A Alger, l’élimination de l’équipe nationale dès le premier tour de la CAN est passée presque inaperçue. C’est que l’Algérie, tenant du titre, a la tête ailleurs. Là-bas, c’est alors le FIS qui tape au but et qui arbitre dans le même temps la vie politique d’un pays en état d’urgence. Un moment interrompu en raison des graves incidents qui se déroulaient dans les rues, le championnat algérien avait finalement repris dans l’indifférence générale. Et, sous la double conduite de son tandem qu’on croyait magique, Kermali, l’entraîneur, et Madjer, devenu son adjoint en même temps qu’il continuait à faire ses arabesques sur le terrain, la sélection algérienne était partie au Sénégal sans conviction. Avec la situation politique dans le pays qui ne cessait de se dégrader, les joueurs passaient plus de temps au téléphone que sur les terrains d’entraînement.
Qu’il paraissait loin le temps où, en 1990, ils avaient su exploiter à fond l’avantage d’évoluer chez eux, devant un public passionné, pour s’imposer nettement et enlever cette Coupe d’Afrique des Nations pour la première fois de leur histoire. Cette fois, les choses étaient bien différentes. Avec les imams qui orchestrent la vie d’un peuple inquiet, la situation économique des plus préoccupantes, le chômage qui galope et, dans les rues des quartiers les plus modestes, comme à Bab-el-Oued, la foule des désœuvrés qui attend sans trop y croire les mots d’ordre du FIS... l’Algérie, qui avait adopté la religion du foot par amour, ne croit plus à ses vertus. « Comment voulez-vous qu’on aille au stade ou que l’on s’intéresse au football, alors qu’il y a quelques jours, il y avait des cadavres dans les rues », laissent tomber sans colère des hommes qui ont à peine commenté la sévère défaite (3-0) enregistrée à Ziguinchor par leur équipe nationale face à la Côte-d’Ivoire. La qualification pour les quarts de finale n’intéresse plus, et le match nul (1-1) arraché un peu plus tard à l’équipe du Congo est accueilli dans la plus grande indifférence.

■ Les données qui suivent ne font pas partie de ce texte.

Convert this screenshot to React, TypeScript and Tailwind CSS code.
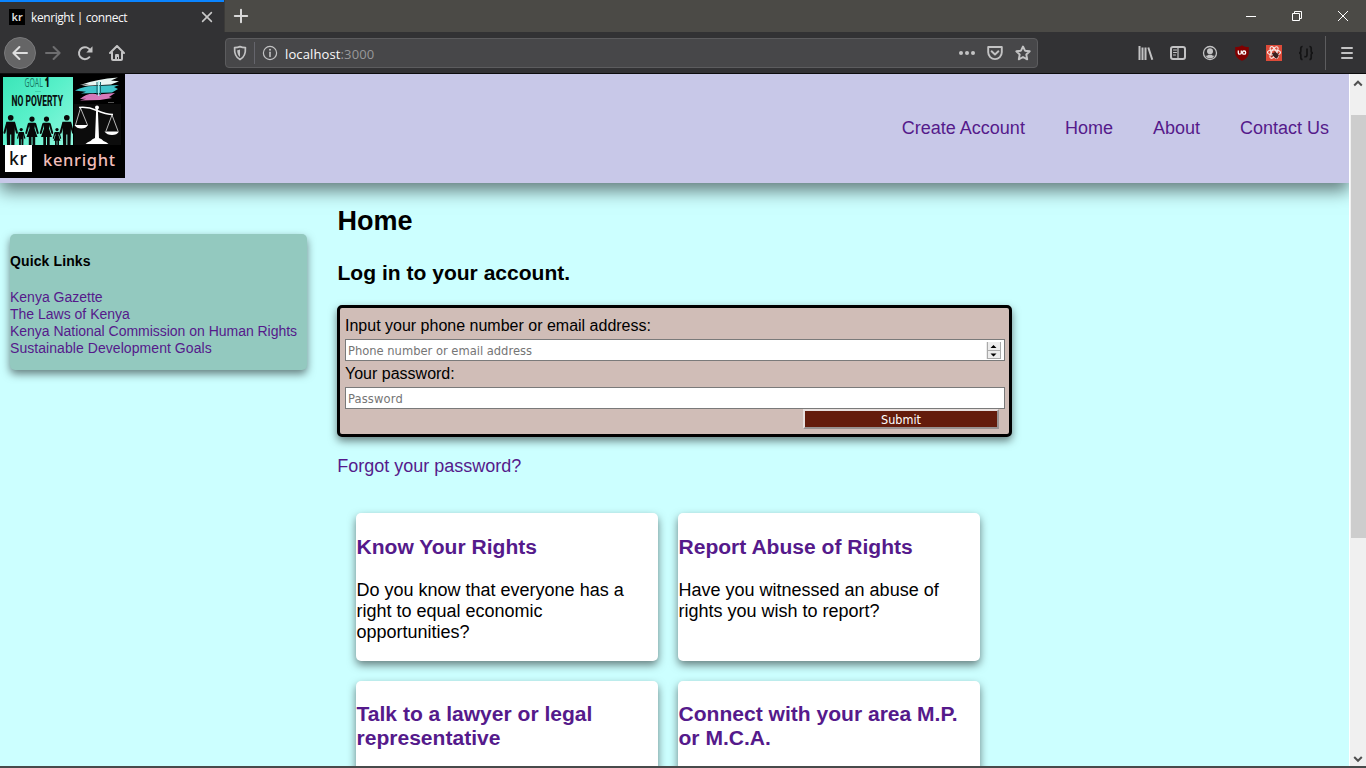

Pourtant, Rachid Mekloufi, l’ancien stratège stéphanois devenu la figure emblématique du football algérien, ne croit pas que cette situation soit directement liée aux événements politiques qui ont ébranlé la nation. « Les gens, explique-t-il, ne vont plus dans les stades parce qu’ils s’y ennuient. Si le niveau du jeu était meilleur, les jeunes reviendraient. La politique n’a rien à voir là-dedans... Le pouvoir, qui a craint les rassemblements de foule en pensant qu’ils seraient des lieux de contestation privilégiés, a décrété l’état d’urgence et fermé les stades. Moi, j’estime que le pouvoir a eu tort car il ne faut jamais avoir peur de son peuple! » « Nous avons d’autres chats à fouetter », dit un des deux frères Assad, proches du FIS après avoir tenté leur chance dans le professionnalisme en France puis en Suisse. « Avant le foot était ce qu’il y avait de plus important dans la vie des Algériens. Ce n’est plus le cas. » L’Algérie dans la trappe dès le premier tour, tout de même, la surprise est considérable Ce ne sera pas la seule.
L’enseignement majeur de cette ouverture de la CAN concerne les représentants de « l’Afrique blanche ». Outre l’Algérie, le Maroc - héros du Mondial 1986 - et l’Egypte - étonnante lors du Mondiale 1990 - sont également tombés dans le traquenard du premier tour. C’est l’échec le plus net des nations arabes, dominées par la vitesse et la masse athlétique des joueurs de l’Afrique noire. La technique, finement ciselée et posée précautionneusement sur le terrain par des joueurs appliqués mais trop lents, n’a pas pesé lourd face à l’engagement des footballeurs athlètes d’Afrique centrale. Au Sénégal, vivante frontière, le nord de l’Afrique s’est effacé devant le football issu du peuple noir. Deuxième constatation : l’intégration massive d’éléments évoluant dans les championnats professionnels européens (107 sur 264 joueurs) a apporté à la première phase de la compétition africaine une rigueur et un sérieux qui n’ont fait qu’ajouter à la qualité d’un jeu dont on ne vantait autrefois que la fantaisie et qui a donc considérablement mûri.
Troisième point important : les carences de l’arbitrage ont terni la compétition par des décisions aberrantes, à la limite du ridicule. Compte tenu de l’évolution du jeu, le fossé paraît énorme avec cet arbitrage insignifiant, incohérent et surtout indigne d’une compétition à l’échelle d’un continent.